CFP/Edited Collection

The Politics of Populations
David Karjanen and Courtney Helgoe, editors.

This edited collection pushes scholarship beyond identity politics and critiques of biopower to examine the practices, ideologies, and forces that forge the very populations which are objects of new and transforming technologies of governance, cultural politics, and practice in an era of increasing integration and conflict.

While neo-liberal global capitalism depends upon the accelerated movement of people and goods across borders and spaces, heightened concerns about such flows – those of national security, public health, and cultural identity – pose strong resistance to this fluidity. At the same time, states are changing, issues of security and risk are being transformed; new populations “made” and older populations “re-made.” These processes cut across all fields of intellectual theory and popular practice: politics, public health, demographics, statistics, immigration control, and so forth, all contribute to the changing way populations are conceived, made, and managed today. At the center of these processes are institutions, practices, and cultural politics that determine who and what will cross borders, who is appropriate to the nation, who can be a citizen, who merits being counted in government statistics, who is a threat to public health, national security, and/or racial and sexual purity. Such practices deploy both new and old technologies of risk, profiling assessments, and policies based on legislation, fusing cultural and ideological constructs based on race, nation, gender, sexuality, religion, class, and other forms of social differentiation. Though we might expect globalization to diminish the importance of national, ethnic, racial, and gendered identities, instead new techniques of identification are developing or being transformed- in particular, that new forms of “population” are emerging, and older historical “populations” are re-emerging.
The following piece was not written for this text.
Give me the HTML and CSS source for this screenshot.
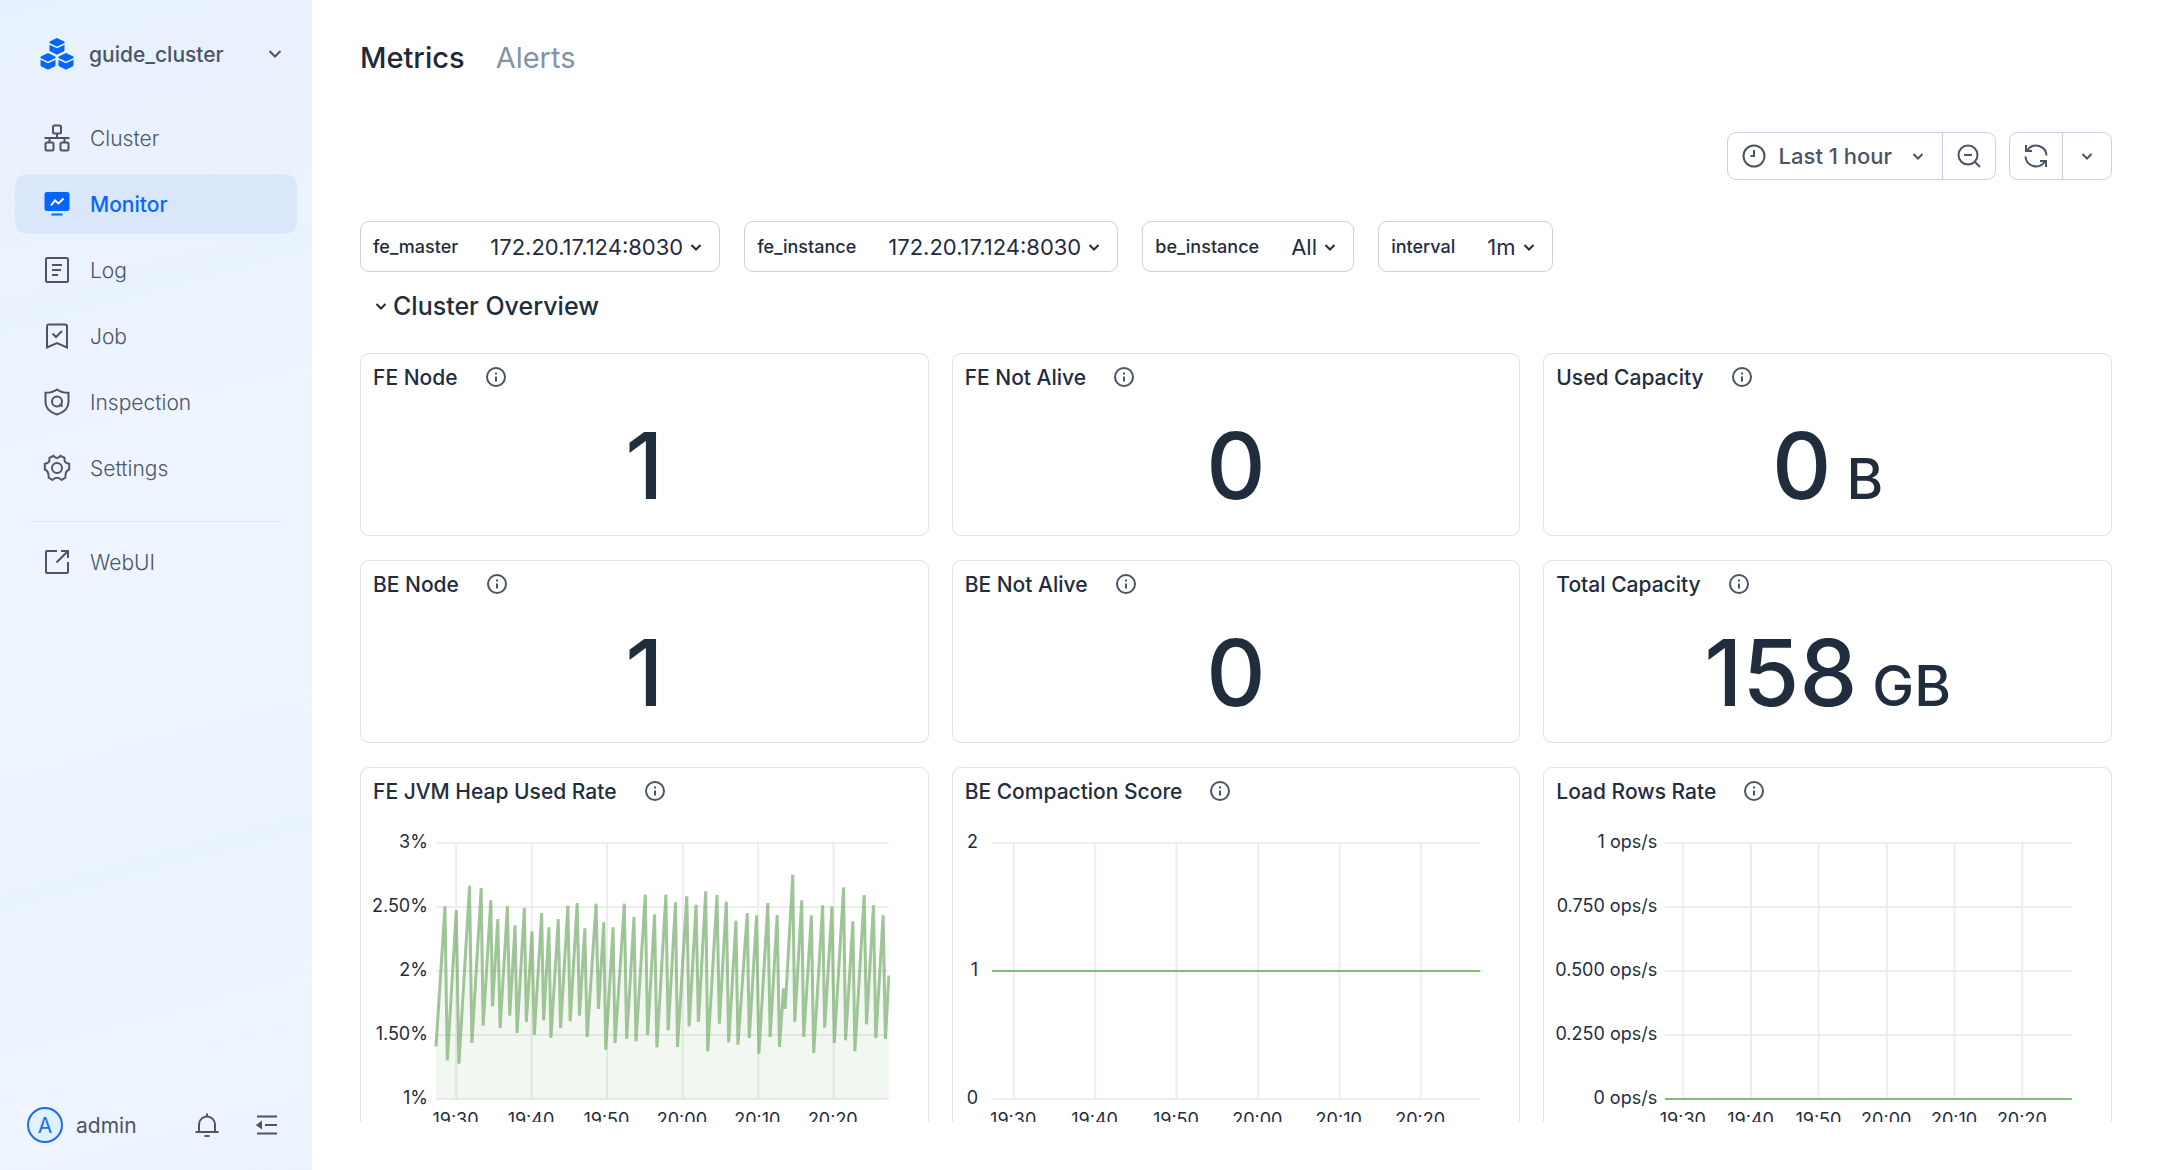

This raises a number of questions this volume addresses:

  • How do global economic and security conditions impact the methods and practices through which specific populations are defined and managed?
  • How are different political or cultural domains brought together in the making of populations: such as public health and national security, race and the economics of labor migration?
  • What are the historical and cultural precedents or antecedents to these methods?
  • What are the institutions and practices that forge populations, and with what consequences?
  • In short, how are certain groups “made” and reproduced, both through practices of representation and by more institutional means: bureaucracies, statistics, policies, and so on?

Thematic Topics include:

  • Biopolitics, surveillance, and public health
  • Sexuality, reproduction, and “risky” populations
  • Demographics and census-taking
  • Racialization and Racial profiling
  • Refugees, “asylum seekers” and economic migration
  • Technologies of territory: visas, guest workers, citizenship, border security
  • Risk analysis and security assessment

Prospective chapters should be no more than 25-30 pages.